McCarthy's lesson about getting hardliners on board with legislation before bringing it to the floor is something his predecessors had to learn with the last two attempts to pass farm bills.
In 2013, a farm bill was voted down over spending on nutrition assistance. In 2018, the bill initially failed because of Freedom Caucus demands for action on immigration and Democratic opposition to the legislation's reforms to the Supplemental Nutrition Assistance Program.
McCarthy grew up in Bakersfield and still represents the 20th District, which includes portions of Fresno and Tulare.
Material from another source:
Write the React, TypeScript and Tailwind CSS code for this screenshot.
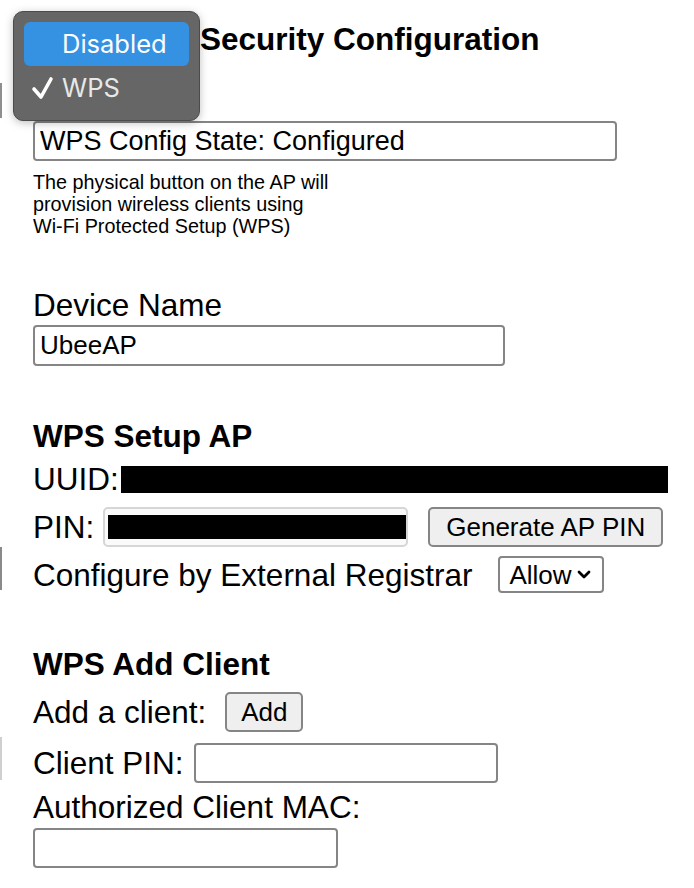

California growers have sought McCarthy's help from time to time, including on water-related issues and payment rules for farm payments.
McCarthy "has a long history of working with the fresh produce industry, and he is intimately familiar with our members and their most pressing issues," the International Fresh Produce Association said in a statement welcoming his elevation to House speaker.
He "has developed close personal relationships with IFPA member leaders that have guided his efforts while in office and will continue to do so as he takes this next step in his political career."
Jamie Johansson, president of the California Farm Bureau Federation, said McCarthy's district is dominated by two sectors, agriculture and oil production. "He is beholden to those two interests when it comes to going back to his district," Johansson said, speaking on the sidelines of the AFBF meeting.
McCarthy has shown "the ability to bring everybody together to get something done, and that's exactly what we're going to need this year when it comes to a farm bill," said Johansson.